Di dalam pemberitaannya diperlihatkan video mengenai prosesi Larung atau Burial at Sea, serta beberapa wawancara yang berisi pengakuan mantan ABK Kapal yang diberitakan sedang menjalani masa karantina di Busan, Korea Selatan.

"Di dalam pengakuan ada beberapa hal yang perlu digarisbawahi. Khususnya mengenai pengakuan pembayaran atau gaji yang diberikan terhadap ABK dalam kurun waktu 13 bulan sebanyak 130 Dolar, atau 10 Dolar per bulan. Passport milik ABK juga diakui ditahan dan akibat besarnya biaya dan deposit ABK pada masa rekrutmen. Sehingga ABK tidak bisa begitu saja meninggalkan kapal," katanya.

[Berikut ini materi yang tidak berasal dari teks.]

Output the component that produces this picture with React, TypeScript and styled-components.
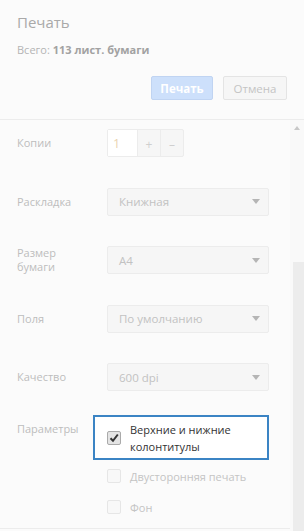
import styled, { createGlobalStyle } from "styled-components";

const GlobalStyle = createGlobalStyle`
  html, body {
    margin: 0;
    padding: 0;
    background: #fbfbfb;
    font-family: "Open Sans", "Noto Sans", sans-serif;
    overflow: hidden;
  }
`;

const Dialog = styled.div`
  width: 304px;
  height: 531px;
  display: flex;
  flex-direction: column;
  background: #fbfbfb;
`;

const Header = styled.div`
  padding: 12px 17px 0 17px;
  height: 107px;
  border-bottom: 1px solid #ececec;
`;

const Title = styled.div`
  font-size: 15px;
  color: #a9a9a9;
  line-height: 20px;
`;

const Summary = styled.div`
  margin-top: 10px;
  font-size: 11px;
  color: #b4b4b4;
  line-height: 16px;
  b {
    color: #a2a2a2;
    font-weight: 700;
  }
`;

const Actions = styled.div`
  display: flex;
  justify-content: flex-end;
  gap: 10px;
  margin-top: 18px;
`;

const Button = styled.div<{ $primary?: boolean }>`
  height: 24px;
  box-sizing: border-box;
  width: ${(p) => (p.$primary ? "62px" : "64px")};
  border-radius: 2px;
  display: flex;
  align-items: center;
  justify-content: center;
  font-size: 11.5px;
  font-weight: ${(p) => (p.$primary ? 700 : 400)};
  color: ${(p) => (p.$primary ? "#ffffff" : "#c4c4c4")};
  background: ${(p) => (p.$primary ? "#cde0fb" : "#f6f6f6")};
  border: 1px solid ${(p) => (p.$primary ? "#c0d4f2" : "#e4e4e4")};
`;

const Body = styled.div`
  flex: 1;
  display: flex;
  min-height: 0;
`;

const Content = styled.div`
  width: 290px;
  padding-top: 9px;
  border-bottom: 1px solid #ececec;
  height: 399px;
`;

const Row = styled.div<{ $top?: boolean; $gap?: number }>`
  display: grid;
  grid-template-columns: 90px 162px;
  align-items: ${(p) => (p.$top ? "start" : "center")};
  padding-left: 17px;
  min-height: 28px;
  margin-bottom: ${(p) => p.$gap ?? 30.5}px;
`;

const Label = styled.div<{ $pad?: number }>`
  font-size: 11px;
  color: #bdbdbd;
  line-height: 14px;
  padding-top: ${(p) => p.$pad ?? 0}px;
`;

const Copies = styled.div`
  display: flex;
  height: 28px;
  width: 77px;
  border: 1px solid #ececec;
  border-radius: 2px;
  box-sizing: border-box;
  background: #f6f6f6;
`;

const CopiesInput = styled.div`
  width: 30px;
  background: #ffffff;
  font-size: 12.5px;
  color: #ead3b0;
  padding-left: 5px;
  display: flex;
  align-items: center;
  box-sizing: border-box;
  border-right: 1px solid #ececec;
`;

const StepButton = styled.div<{ $last?: boolean }>`
  flex: 1;
  display: flex;
  align-items: center;
  justify-content: center;
  font-size: 12px;
  color: #cfcfcf;
  padding-top: 3px;
  border-right: ${(p) => (p.$last ? "none" : "1px solid #ececec")};
`;

const Select = styled.div`
  height: 28px;
  box-sizing: border-box;
  border: 1px solid #ececec;
  border-radius: 2px;
  background: #f6f6f6;
  display: flex;
  align-items: center;
  justify-content: space-between;
  padding: 0 8px 0 11px;
  font-size: 11.5px;
  color: #c2c2c2;
`;

const Arrow = styled.span`
  width: 0;
  height: 0;
  border-left: 4px solid transparent;
  border-right: 4px solid transparent;
  border-top: 5px solid #b5b5b5;
`;

const Options = styled.div`
  display: flex;
  flex-direction: column;
  margin-left: -14px;
`;

const Highlight = styled.div`
  border: 2px solid #3b84c4;
  background: #ffffff;
  width: 176px;
  box-sizing: border-box;
  height: 45px;
  display: flex;
  align-items: center;
  padding-left: 12px;
  gap: 9px;
`;

const Option = styled.div`
  display: flex;
  align-items: center;
  gap: 9px;
  height: 30px;
  padding-left: 14px;
  margin-top: 1px;
  font-size: 11px;
  color: #c4c4c4;
`;

const Box = styled.span<{ $checked?: boolean }>`
  width: 12px;
  height: 12px;
  flex: none;
  border: 1px solid ${(p) => (p.$checked ? "#aaaaaa" : "#e6e6e6")};
  border-radius: 2px;
  background: ${(p) => (p.$checked ? "#e4e4e4" : "#f8f8f8")};
  display: flex;
  align-items: center;
  justify-content: center;
`;

const HighlightText = styled.div`
  font-size: 11px;
  color: #333333;
  line-height: 17px;
`;

const Scrollbar = styled.div`
  width: 14px;
  background: #f9f9f9;
  display: flex;
  flex-direction: column;
  align-items: flex-end;
`;

const ScrollArrow = styled.span`
  margin: 6px 4px 0 0;
  width: 0;
  height: 0;
  border-left: 3px solid transparent;
  border-right: 3px solid transparent;
  border-bottom: 4px solid #c8c8c8;
`;

const Thumb = styled.div`
  margin-top: 132px;
  width: 11px;
  flex: 1;
  background: #ececec;
`;

function Check() {
  return (
    <svg width="10" height="10" viewBox="0 0 10 10">
      <path d="M1.5 5.2 L4 7.8 L8.8 1.5" fill="none" stroke="#333" strokeWidth="2" />
    </svg>
  );
}

function Dropdown({ value }: { value: string }) {
  return (
    <Select>
      {value}
      <Arrow />
    </Select>
  );
}

export default function App() {
  return (
    <>
      <GlobalStyle />
      <Dialog>
        <Header>
          <Title>Печать</Title>
          <Summary>
            Всего: <b>113 лист. бумаги</b>
          </Summary>
          <Actions>
            <Button $primary>Печать</Button>
            <Button>Отмена</Button>
          </Actions>
        </Header>
        <Body>
          <Content>
            <Row>
              <Label>Копии</Label>
              <Copies>
                <CopiesInput>1</CopiesInput>
                <StepButton>+</StepButton>
                <StepButton $last>–</StepButton>
              </Copies>
            </Row>
            <Row>
              <Label>Раскладка</Label>
              <Dropdown value="Книжная" />
            </Row>
            <Row>
              <Label>
                Размер
                <br />
                бумаги
              </Label>
              <Dropdown value="A4" />
            </Row>
            <Row>
              <Label>Поля</Label>
              <Dropdown value="По умолчанию" />
            </Row>
            <Row $gap={24}>
              <Label>Качество</Label>
              <Dropdown value="600 dpi" />
            </Row>
            <Row $top>
              <Label $pad={7}>Параметры</Label>
              <Options>
                <Highlight>
                  <Box $checked>
                    <Check />
                  </Box>
                  <HighlightText>
                    Верхние и нижние
                    <br />
                    колонтитулы
                  </HighlightText>
                </Highlight>
                <Option>
                  <Box />
                  Двусторонняя печать
                </Option>
                <Option>
                  <Box />
                  Фон
                </Option>
              </Options>
            </Row>
          </Content>
          <Scrollbar>
            <ScrollArrow />
            <Thumb />
          </Scrollbar>
        </Body>
      </Dialog>
    </>
  );
}
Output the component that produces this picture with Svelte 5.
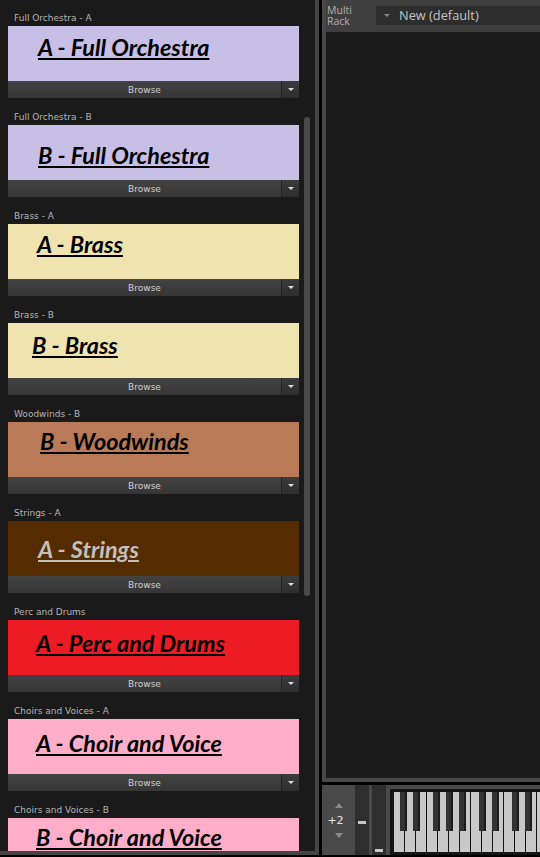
<script>
  const items = [
    { label: 'Full Orchestra - A', title: 'A - Full Orchestra', bg: '#c8bfe7', fg: '#000', x: 30, y: 6 },
    { label: 'Full Orchestra - B', title: 'B - Full Orchestra', bg: '#c8bfe7', fg: '#000', x: 30, y: 15 },
    { label: 'Brass - A', title: 'A - Brass', bg: '#efe4b0', fg: '#000', x: 29, y: 5 },
    { label: 'Brass - B', title: 'B - Brass', bg: '#efe4b0', fg: '#000', x: 24, y: 7 },
    { label: 'Woodwinds - B', title: 'B - Woodwinds', bg: '#b97a57', fg: '#000', x: 32, y: 4 },
    { label: 'Strings - A', title: 'A - Strings', bg: '#552b00', fg: '#c3c0bc', x: 30, y: 13 },
    { label: 'Perc and Drums', title: 'A - Perc and Drums', bg: '#ed1c24', fg: '#000', x: 28, y: 8 },
    { label: 'Choirs and Voices - A', title: 'A - Choir and Voice', bg: '#ffaec9', fg: '#000', x: 28, y: 9 },
    { label: 'Choirs and Voices - B', title: 'B - Choir and Voice', bg: '#ffaec9', fg: '#000', x: 28, y: 4 }
  ];
  const whites = Array.from({ length: 14 }, (_, i) => i);
  const blacks = [6, 19, 39, 52, 65, 85, 98, 118, 131];
</script>

<div class="app">
  <aside class="left">
    <div class="list">
      {#each items as it}
        <section class="inst">
          <div class="label">{it.label}</div>
          <div class="art" style="background:{it.bg};color:{it.fg};padding:{it.y}px 0 0 {it.x}px">
            <span class="title">{it.title}</span>
          </div>
          <div class="browse">
            <span class="browse-main">Browse</span>
            <span class="browse-menu"><i class="tri"></i></span>
          </div>
        </section>
      {/each}
    </div>
    <div class="scroll"></div>
  </aside>

  <main class="right">
    <div class="rack">
      <header class="head">
        <div class="mr">Multi<br />Rack</div>
        <div class="preset"><i class="tri small"></i><span>New (default)</span></div>
      </header>
      <div class="canvas"></div>
    </div>

    <footer class="bottom">
      <div class="transpose">
        <i class="arrow up"></i>
        <span>+2</span>
        <i class="arrow down"></i>
      </div>
      <div class="fader one"><b></b></div>
      <div class="fader two"><b></b></div>
      <div class="keys">
        <div class="whites">
          {#each whites as w (w)}<div class="white"></div>{/each}
        </div>
        {#each blacks as b (b)}<div class="black" style="left:{b}px"></div>{/each}
      </div>
    </footer>
  </main>
</div>

<style>
  :global(body) { margin: 0; background: #000; }
  .app {
    width: 540px;
    height: 857px;
    display: flex;
    gap: 3px;
    overflow: hidden;
    background: #000;
    font-family: "Liberation Sans", sans-serif;
  }
  .left {
    position: relative;
    width: 319px;
    height: 855px;
    flex: none;
    box-sizing: border-box;
    background: #1a1a1a;
    border-right: 4px solid #444;
    border-bottom: 4px solid #444;
    overflow: hidden;
  }
  .list {
    display: flex;
    flex-direction: column;
    padding: 8px 0 0 8px;
    width: 291px;
  }
  .inst { flex: none; height: 99px; }
  .label {
    height: 18px;
    padding-left: 6px;
    font: 9px/20px "DejaVu Sans", sans-serif;
    color: #b4b4b4;
  }
  .art {
    height: 55px;
    box-sizing: border-box;
    overflow: hidden;
  }
  .title {
    font: italic 700 23.4px/30px Lato, sans-serif;
    text-decoration: underline;
    text-decoration-thickness: 2px;
    text-underline-offset: 2px;
    white-space: nowrap;
  }
  .browse {
    display: flex;
    height: 17px;
    background: #3a3a3a;
  }
  .browse-main {
    flex: 1;
    text-align: center;
    font: 9px/18px "DejaVu Sans", sans-serif;
    color: #d0d0d0;
    background: linear-gradient(#434343, #363636);
  }
  .browse-menu {
    width: 17px;
    border-left: 1px solid #222;
    display: flex;
    align-items: center;
    justify-content: center;
    background: linear-gradient(#3c3c3c, #2e2e2e);
  }
  .tri {
    width: 0;
    height: 0;
    border-left: 3px solid transparent;
    border-right: 3px solid transparent;
    border-top: 3px solid #ddd;
  }
  .tri.small { border-top-color: #888; margin: 0 9px 0 8px; }
  .scroll {
    position: absolute;
    left: 304px;
    top: 117px;
    width: 6px;
    height: 479px;
    background: #4a4a4a;
    border-radius: 3px;
  }
  .right {
    flex: 1;
    min-width: 0;
    display: flex;
    flex-direction: column;
    gap: 3px;
    height: 855px;
  }
  .rack {
    height: 782px;
    flex: none;
    box-sizing: border-box;
    display: flex;
    flex-direction: column;
    background: #424242;
    border-left: 4px solid #484848;
    border-bottom: 4px solid #4a4a4a;
  }
  .head {
    height: 32px;
    flex: none;
    display: flex;
    padding-top: 6px;
    box-sizing: border-box;
    background: #3f3f3f;
  }
  .mr {
    width: 50px;
    padding-left: 1px;
    margin-top: -1px;
    font: 500 10.5px/11px "Open Sans", sans-serif;
    color: #b0b0b0;
    box-sizing: border-box;
  }
  .preset {
    flex: 1;
    height: 19px;
    display: flex;
    align-items: center;
    background: #2d2d2d;
    font: 12.8px/19px "Open Sans", sans-serif;
    color: #c4c4c4;
    white-space: nowrap;
  }
  .canvas { flex: 1; background: #1a1a1a; }
  .bottom {
    flex: 1;
    display: flex;
    background: #333;
  }
  .transpose {
    width: 33px;
    flex: none;
    background: #4a4a4a;
    display: flex;
    flex-direction: column;
    align-items: center;
    justify-content: center;
    gap: 7px;
    padding-top: 1px;
    box-sizing: border-box;
    color: #e4e4e4;
    font: 11px/11px "DejaVu Sans", sans-serif;
  }
  .transpose span { margin-right: 6px; }
  .arrow { width: 0; height: 0; border-left: 4px solid transparent; border-right: 4px solid transparent; }
  .arrow.up { border-bottom: 5px solid #8a8a8a; }
  .arrow.down { border-top: 5px solid #8a8a8a; }
  .fader {
    position: relative;
    width: 14px;
    flex: none;
    background: #2e2e2e;
  }
  .fader.two { margin-left: 3px; box-shadow: -3px 0 0 #4a4a4a; }
  .fader b {
    position: absolute;
    left: 3px;
    width: 8px;
    height: 3px;
    background: #c8c8c8;
  }
  .fader.one b { top: 36px; }
  .fader.two b { top: 64px; }
  .keys {
    position: relative;
    flex: 1;
    box-sizing: border-box;
    background: #141414;
    border-left: 4px solid #4a4a4a;
    border-top: 4px solid #4a4a4a;
    padding: 3px 0 0 4px;
  }
  .whites { display: flex; height: 60px; }
  .white {
    width: 10px;
    flex: none;
    height: 60px;
    margin-right: 1px;
    background: #c8c8c8;
  }
  .black {
    position: absolute;
    top: 3px;
    width: 7px;
    height: 39px;
    margin-left: 4px;
    background: linear-gradient(90deg, #333 0 5px, #1c1c1c 5px);
  }
</style>
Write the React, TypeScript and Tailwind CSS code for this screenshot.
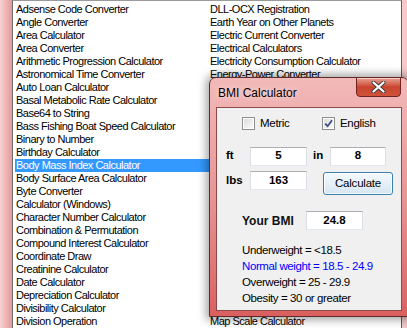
import React from 'react'

const leftItems = [
  'Adsense Code Converter', 'Angle Converter', 'Area Calculator', 'Area Converter',
  'Arithmetic Progression Calculator', 'Astronomical Time Converter', 'Auto Loan Calculator',
  'Basal Metabolic Rate Calculator', 'Base64 to String', 'Bass Fishing Boat Speed Calculator',
  'Binary to Number', 'Birthday Calculator', 'Body Mass Index Calculator',
  'Body Surface Area Calculator', 'Byte Converter', 'Calculator (Windows)',
  'Character Number Calculator', 'Combination & Permutation', 'Compound Interest Calculator',
  'Coordinate Draw', 'Creatinine Calculator', 'Date Calculator', 'Depreciation Calculator',
  'Divisibility Calculator', 'Division Operation',
]

// rows 6..23 of the second column sit under the dialog
const rightItems = [
  'DLL-OCX Registration', 'Earth Year on Other Planets', 'Electric Current Converter',
  'Electrical Calculators', 'Electricity Consumption Calculator', 'Energy-Power Converter',
  ...Array.from({ length: 18 }, () => ''),
  'Map Scale Calculator',
]

const SELECTED = 'Body Mass Index Calculator'

function ListColumn({ items, width }: { items: string[]; width: string }) {
  return (
    <div className={`flex flex-col ${width}`}>
      {items.map((it, i) => (
        <div
          key={i}
          className={`h-[13px] leading-[13px] whitespace-nowrap pl-[1px] ${it === SELECTED ? 'bg-[#3399ff] text-white' : 'text-black'}`}
        >
          {it}
        </div>
      ))}
    </div>
  )
}

function CheckBox({ checked, label }: { checked?: boolean; label: string }) {
  return (
    <div className="flex items-center gap-[5px]">
      <div className="w-[13px] h-[13px] border border-[#8e8f8f] bg-white p-[1px]">
        <div className="w-full h-full bg-gradient-to-br from-[#dcdcdc] to-[#fbfbfb] relative">
          {checked && (
            <svg viewBox="0 0 9 9" className="absolute inset-0 w-[9px] h-[9px]">
              <path d="M1.2 4.6 L3.6 7.2 L8 1.2" fill="none" stroke="#3b4f8a" strokeWidth="1.8" />
            </svg>
          )}
        </div>
      </div>
      <span className="text-[11.5px] tracking-[-0.3px] text-black">{label}</span>
    </div>
  )
}

function TextBox({ value, w, bold }: { value: string; w: string; bold?: boolean }) {
  return (
    <div className={`${w} h-[19px] border border-[#abadb3] border-b-[#e3e9ef] border-x-[#dbdfe6] bg-white flex items-center justify-center text-[11.5px] text-black ${bold ? 'font-bold' : ''}`}>
      {value}
    </div>
  )
}

export default function App() {
  return (
    <div className="w-[407px] h-[328px] relative overflow-hidden bg-[#f3c3c3] flex" style={{ fontFamily: '"Liberation Sans", Arial, sans-serif' }}>
      {/* background window frame */}
      <div className="w-[12px] h-full bg-gradient-to-r from-[#f7d3d3] via-[#efb5b5] to-[#e39a9a]" />

      {/* list box */}
      <div className="w-[390px] h-[340px] border-l border-t border-r border-l-[#6d6d6d] border-t-[#9a9a9a] border-r-[#6b5a5a] bg-white pl-[2px] pt-[2px] flex text-[11px] tracking-[-0.5px]">
        <ListColumn items={leftItems} width="w-[194px]" />
        <ListColumn items={rightItems} width="w-[190px]" />
      </div>

      <div className="flex-1 h-full bg-[#f7c9c9]" />

      {/* BMI dialog */}
      <div className="absolute left-[209px] top-[77px] w-[200px] h-[240px] rounded-t-[7px] border border-[#5e2a2a] bg-gradient-to-b from-[#f2b9b9] via-[#e89595] to-[#d9605f] shadow-[0_0_9px_3px_rgba(0,0,0,0.35)] flex flex-col px-[6px] pb-[5px]">
        <div className="h-[29px] flex items-center pl-[2px] pt-[1px] text-[12px] text-black [text-shadow:0_0_6px_rgba(255,255,255,0.9)]">
          BMI Calculator
        </div>
        <div className="absolute right-[7px] top-[-1px] w-[45px] h-[20px] rounded-b-[4px] border border-[#6e2222] bg-gradient-to-b from-[#e8a295] via-[#c8442f] to-[#d0533a] flex items-center justify-center shadow-[inset_0_1px_0_rgba(255,255,255,0.5)]">
          <svg viewBox="0 0 14 12" className="w-[15px] h-[12px]">
            <path d="M2 1.5 L12 10.5 M12 1.5 L2 10.5" stroke="#3a3a3a" strokeWidth="4" strokeLinecap="round" />
            <path d="M2 1.5 L12 10.5 M12 1.5 L2 10.5" stroke="#ffffff" strokeWidth="2.2" strokeLinecap="round" />
          </svg>
        </div>

        {/* client area */}
        <div className="flex-1 border border-[#8a4a4a] bg-[#f0f0f0] flex flex-col">
          <div className="mt-[9px] pl-[25px] flex h-[13px] items-center">
            <div className="w-[80px]"><CheckBox label="Metric" /></div>
            <CheckBox checked label="English" />
          </div>

          <div className="mt-[17px] pl-[9px] flex items-center h-[18px] text-[11.5px] font-bold text-black">
            <span className="w-[24px]">ft</span>
            <TextBox value="5" w="w-[57px]" />
            <span className="w-[17px] ml-[6px]">in</span>
            <TextBox value="8" w="w-[56px]" />
          </div>

          <div className="mt-[6px] pl-[9px] flex items-start text-[11.5px] font-bold text-black">
            <span className="w-[24px] leading-[19px]">lbs</span>
            <TextBox value="163" w="w-[57px]" />
            <div className="ml-[16px] mt-[1px] w-[70px] h-[23px] rounded-[3px] border border-[#3c7fb1] bg-gradient-to-b from-[#f4f9fd] via-[#e6f0f8] to-[#d5e6f3] flex items-center justify-center font-normal text-[11.5px] tracking-[-0.2px] shadow-[inset_0_0_0_1px_rgba(255,255,255,0.8)]">
              Calculate
            </div>
          </div>

          <div className="mt-[16px] pl-[25px] flex items-center text-[12px] font-bold text-[#111]">
            <span className="w-[64px]">Your BMI</span>
            <TextBox value="24.8" w="w-[57px]" bold />
          </div>

          <div className="mt-[12px] pl-[25px] flex flex-col text-[11.5px] leading-[16px] tracking-[-0.4px] text-black">
            <span>Underweight = &lt;18.5</span>
            <span className="text-[#0000ff]">Normal weight = 18.5 - 24.9</span>
            <span>Overweight = 25 - 29.9</span>
            <span>Obesity = 30 or greater</span>
          </div>
        </div>
      </div>
    </div>
  )
}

Perlaku-perlakuan ini, lanjutnya,  telah menandakan adanya eksploitasi kepada para ABK, hal ini mengindikasikan adanya tindak pidana perdagangan orang, paling tidak ketentuan Pasal 4 UU TPPO tentang membawa warga negara Indonesia ke luar wilayah negara Republik Indonesia dengan maksud untuk dieksploitasi di luar wilayah negara Republik Indonesia dengan ancaman pidana penjara paling singkat 3 (tiga) tahun dan paling lama 15 (lima belas) tahun.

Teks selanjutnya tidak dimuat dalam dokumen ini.